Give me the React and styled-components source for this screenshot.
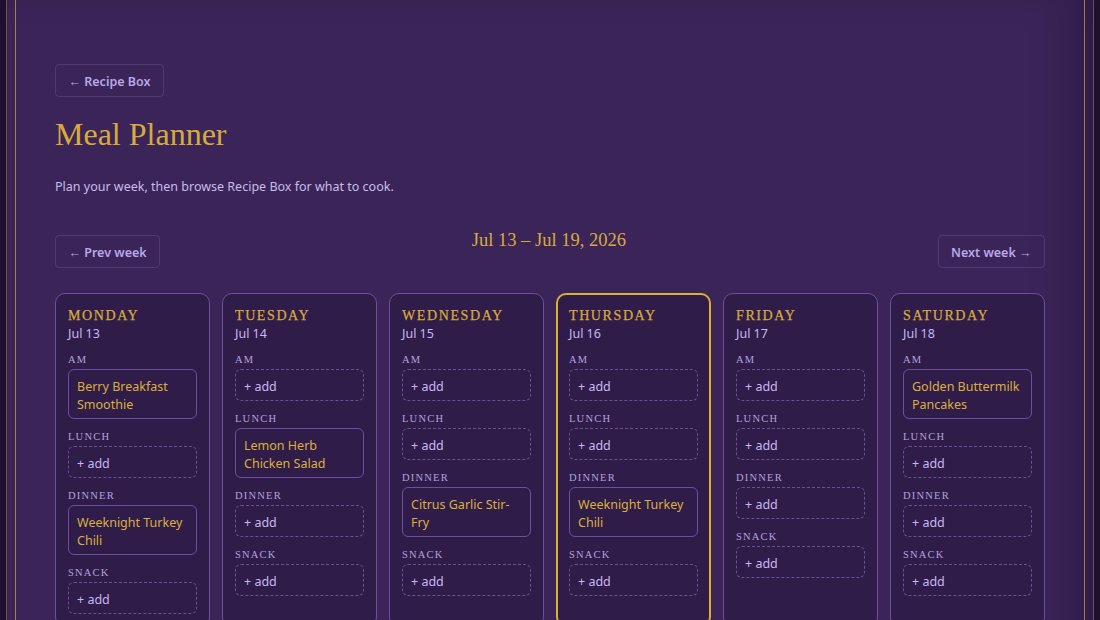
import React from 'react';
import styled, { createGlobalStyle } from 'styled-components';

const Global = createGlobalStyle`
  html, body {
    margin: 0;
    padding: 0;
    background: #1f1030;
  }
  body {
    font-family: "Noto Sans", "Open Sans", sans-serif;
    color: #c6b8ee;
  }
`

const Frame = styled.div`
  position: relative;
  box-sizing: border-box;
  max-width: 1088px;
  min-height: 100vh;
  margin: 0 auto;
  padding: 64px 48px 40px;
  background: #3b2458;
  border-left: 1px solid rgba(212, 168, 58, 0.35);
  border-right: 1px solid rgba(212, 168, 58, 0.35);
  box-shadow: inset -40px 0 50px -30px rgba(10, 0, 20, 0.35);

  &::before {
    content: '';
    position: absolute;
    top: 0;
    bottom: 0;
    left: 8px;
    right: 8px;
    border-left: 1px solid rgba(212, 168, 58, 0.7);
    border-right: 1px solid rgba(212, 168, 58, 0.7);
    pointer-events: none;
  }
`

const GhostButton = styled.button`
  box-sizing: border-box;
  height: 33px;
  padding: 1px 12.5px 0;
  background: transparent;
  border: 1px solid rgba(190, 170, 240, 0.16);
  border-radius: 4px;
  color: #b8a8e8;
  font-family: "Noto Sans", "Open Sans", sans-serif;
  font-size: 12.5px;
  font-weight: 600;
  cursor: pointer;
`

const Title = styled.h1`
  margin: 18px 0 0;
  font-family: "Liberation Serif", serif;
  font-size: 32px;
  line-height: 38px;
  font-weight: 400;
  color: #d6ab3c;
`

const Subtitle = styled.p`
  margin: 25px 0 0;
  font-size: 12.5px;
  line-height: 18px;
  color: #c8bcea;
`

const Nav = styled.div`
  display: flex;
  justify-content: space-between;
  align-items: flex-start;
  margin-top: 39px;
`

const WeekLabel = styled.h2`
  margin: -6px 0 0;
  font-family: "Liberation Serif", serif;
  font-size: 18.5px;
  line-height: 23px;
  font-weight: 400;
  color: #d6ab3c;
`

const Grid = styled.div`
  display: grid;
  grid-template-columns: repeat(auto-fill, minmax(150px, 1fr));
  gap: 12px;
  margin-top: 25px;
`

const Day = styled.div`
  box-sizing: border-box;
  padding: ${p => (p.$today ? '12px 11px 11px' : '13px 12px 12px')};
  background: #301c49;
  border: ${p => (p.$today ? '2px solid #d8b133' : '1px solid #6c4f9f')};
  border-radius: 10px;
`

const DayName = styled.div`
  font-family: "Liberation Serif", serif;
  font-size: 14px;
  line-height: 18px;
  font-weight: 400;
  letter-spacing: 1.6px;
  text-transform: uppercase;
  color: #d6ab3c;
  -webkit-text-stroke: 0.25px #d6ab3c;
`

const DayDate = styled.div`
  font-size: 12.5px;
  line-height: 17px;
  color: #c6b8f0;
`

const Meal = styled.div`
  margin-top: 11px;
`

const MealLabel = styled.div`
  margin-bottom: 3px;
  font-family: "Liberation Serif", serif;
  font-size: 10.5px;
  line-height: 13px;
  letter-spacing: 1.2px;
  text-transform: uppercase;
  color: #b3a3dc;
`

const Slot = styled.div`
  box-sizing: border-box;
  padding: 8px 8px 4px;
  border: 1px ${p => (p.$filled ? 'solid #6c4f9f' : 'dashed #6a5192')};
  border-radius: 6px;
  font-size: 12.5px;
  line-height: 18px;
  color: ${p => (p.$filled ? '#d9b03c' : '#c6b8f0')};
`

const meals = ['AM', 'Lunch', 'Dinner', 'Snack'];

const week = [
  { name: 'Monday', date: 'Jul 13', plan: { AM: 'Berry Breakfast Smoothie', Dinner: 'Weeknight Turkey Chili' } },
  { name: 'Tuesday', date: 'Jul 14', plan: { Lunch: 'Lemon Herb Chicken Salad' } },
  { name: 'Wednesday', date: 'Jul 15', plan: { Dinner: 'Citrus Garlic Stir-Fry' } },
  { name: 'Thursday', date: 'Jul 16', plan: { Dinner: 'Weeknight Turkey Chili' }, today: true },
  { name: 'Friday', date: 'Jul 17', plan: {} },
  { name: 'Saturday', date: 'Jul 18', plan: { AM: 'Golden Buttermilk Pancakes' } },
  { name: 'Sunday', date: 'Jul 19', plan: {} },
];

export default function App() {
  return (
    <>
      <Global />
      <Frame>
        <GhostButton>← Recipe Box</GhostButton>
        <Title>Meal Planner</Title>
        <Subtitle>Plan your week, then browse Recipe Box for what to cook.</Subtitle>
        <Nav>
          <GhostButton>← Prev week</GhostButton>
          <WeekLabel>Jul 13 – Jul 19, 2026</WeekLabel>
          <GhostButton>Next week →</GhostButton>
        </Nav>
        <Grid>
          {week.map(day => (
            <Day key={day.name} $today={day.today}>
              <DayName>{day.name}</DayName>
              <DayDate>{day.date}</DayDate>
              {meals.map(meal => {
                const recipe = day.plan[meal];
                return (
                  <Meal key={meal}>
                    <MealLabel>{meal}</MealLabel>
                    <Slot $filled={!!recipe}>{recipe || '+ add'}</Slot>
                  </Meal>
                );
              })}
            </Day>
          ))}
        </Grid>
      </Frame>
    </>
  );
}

• • • •

— Goal —
Reproduce the whole listing word for word, setting aside any pictures.

— Result for this exercise —
Give me the React and styled-components source for this screenshot.
import React from 'react';
import styled, { createGlobalStyle } from 'styled-components';

const Global = createGlobalStyle`
  html, body {
    margin: 0;
    padding: 0;
    background: #1f1030;
  }
  body {
    font-family: "Noto Sans", "Open Sans", sans-serif;
    color: #c6b8ee;
  }
`

const Frame = styled.div`
  position: relative;
  box-sizing: border-box;
  max-width: 1088px;
  min-height: 100vh;
  margin: 0 auto;
  padding: 64px 48px 40px;
  background: #3b2458;
  border-left: 1px solid rgba(212, 168, 58, 0.35);
  border-right: 1px solid rgba(212, 168, 58, 0.35);
  box-shadow: inset -40px 0 50px -30px rgba(10, 0, 20, 0.35);

  &::before {
    content: '';
    position: absolute;
    top: 0;
    bottom: 0;
    left: 8px;
    right: 8px;
    border-left: 1px solid rgba(212, 168, 58, 0.7);
    border-right: 1px solid rgba(212, 168, 58, 0.7);
    pointer-events: none;
  }
`

const GhostButton = styled.button`
  box-sizing: border-box;
  height: 33px;
  padding: 1px 12.5px 0;
  background: transparent;
  border: 1px solid rgba(190, 170, 240, 0.16);
  border-radius: 4px;
  color: #b8a8e8;
  font-family: "Noto Sans", "Open Sans", sans-serif;
  font-size: 12.5px;
  font-weight: 600;
  cursor: pointer;
`

const Title = styled.h1`
  margin: 18px 0 0;
  font-family: "Liberation Serif", serif;
  font-size: 32px;
  line-height: 38px;
  font-weight: 400;
  color: #d6ab3c;
`

const Subtitle = styled.p`
  margin: 25px 0 0;
  font-size: 12.5px;
  line-height: 18px;
  color: #c8bcea;
`

const Nav = styled.div`
  display: flex;
  justify-content: space-between;
  align-items: flex-start;
  margin-top: 39px;
`

const WeekLabel = styled.h2`
  margin: -6px 0 0;
  font-family: "Liberation Serif", serif;
  font-size: 18.5px;
  line-height: 23px;
  font-weight: 400;
  color: #d6ab3c;
`

const Grid = styled.div`
  display: grid;
  grid-template-columns: repeat(auto-fill, minmax(150px, 1fr));
  gap: 12px;
  margin-top: 25px;
`

const Day = styled.div`
  box-sizing: border-box;
  padding: ${p => (p.$today ? '12px 11px 11px' : '13px 12px 12px')};
  background: #301c49;
  border: ${p => (p.$today ? '2px solid #d8b133' : '1px solid #6c4f9f')};
  border-radius: 10px;
`

const DayName = styled.div`
  font-family: "Liberation Serif", serif;
  font-size: 14px;
  line-height: 18px;
  font-weight: 400;
  letter-spacing: 1.6px;
  text-transform: uppercase;
  color: #d6ab3c;
  -webkit-text-stroke: 0.25px #d6ab3c;
`

const DayDate = styled.div`
  font-size: 12.5px;
  line-height: 17px;
  color: #c6b8f0;
`

const Meal = styled.div`
  margin-top: 11px;
`

const MealLabel = styled.div`
  margin-bottom: 3px;
  font-family: "Liberation Serif", serif;
  font-size: 10.5px;
  line-height: 13px;
  letter-spacing: 1.2px;
  text-transform: uppercase;
  color: #b3a3dc;
`

const Slot = styled.div`
  box-sizing: border-box;
  padding: 8px 8px 4px;
  border: 1px ${p => (p.$filled ? 'solid #6c4f9f' : 'dashed #6a5192')};
  border-radius: 6px;
  font-size: 12.5px;
  line-height: 18px;
  color: ${p => (p.$filled ? '#d9b03c' : '#c6b8f0')};
`

const meals = ['AM', 'Lunch', 'Dinner', 'Snack'];

const week = [
  { name: 'Monday', date: 'Jul 13', plan: { AM: 'Berry Breakfast Smoothie', Dinner: 'Weeknight Turkey Chili' } },
  { name: 'Tuesday', date: 'Jul 14', plan: { Lunch: 'Lemon Herb Chicken Salad' } },
  { name: 'Wednesday', date: 'Jul 15', plan: { Dinner: 'Citrus Garlic Stir-Fry' } },
  { name: 'Thursday', date: 'Jul 16', plan: { Dinner: 'Weeknight Turkey Chili' }, today: true },
  { name: 'Friday', date: 'Jul 17', plan: {} },
  { name: 'Saturday', date: 'Jul 18', plan: { AM: 'Golden Buttermilk Pancakes' } },
  { name: 'Sunday', date: 'Jul 19', plan: {} },
];

export default function App() {
  return (
    <>
      <Global />
      <Frame>
        <GhostButton>← Recipe Box</GhostButton>
        <Title>Meal Planner</Title>
        <Subtitle>Plan your week, then browse Recipe Box for what to cook.</Subtitle>
        <Nav>
          <GhostButton>← Prev week</GhostButton>
          <WeekLabel>Jul 13 – Jul 19, 2026</WeekLabel>
          <GhostButton>Next week →</GhostButton>
        </Nav>
        <Grid>
          {week.map(day => (
            <Day key={day.name} $today={day.today}>
              <DayName>{day.name}</DayName>
              <DayDate>{day.date}</DayDate>
              {meals.map(meal => {
                const recipe = day.plan[meal];
                return (
                  <Meal key={meal}>
                    <MealLabel>{meal}</MealLabel>
                    <Slot $filled={!!recipe}>{recipe || '+ add'}</Slot>
                  </Meal>
                );
              })}
            </Day>
          ))}
        </Grid>
      </Frame>
    </>
  );
}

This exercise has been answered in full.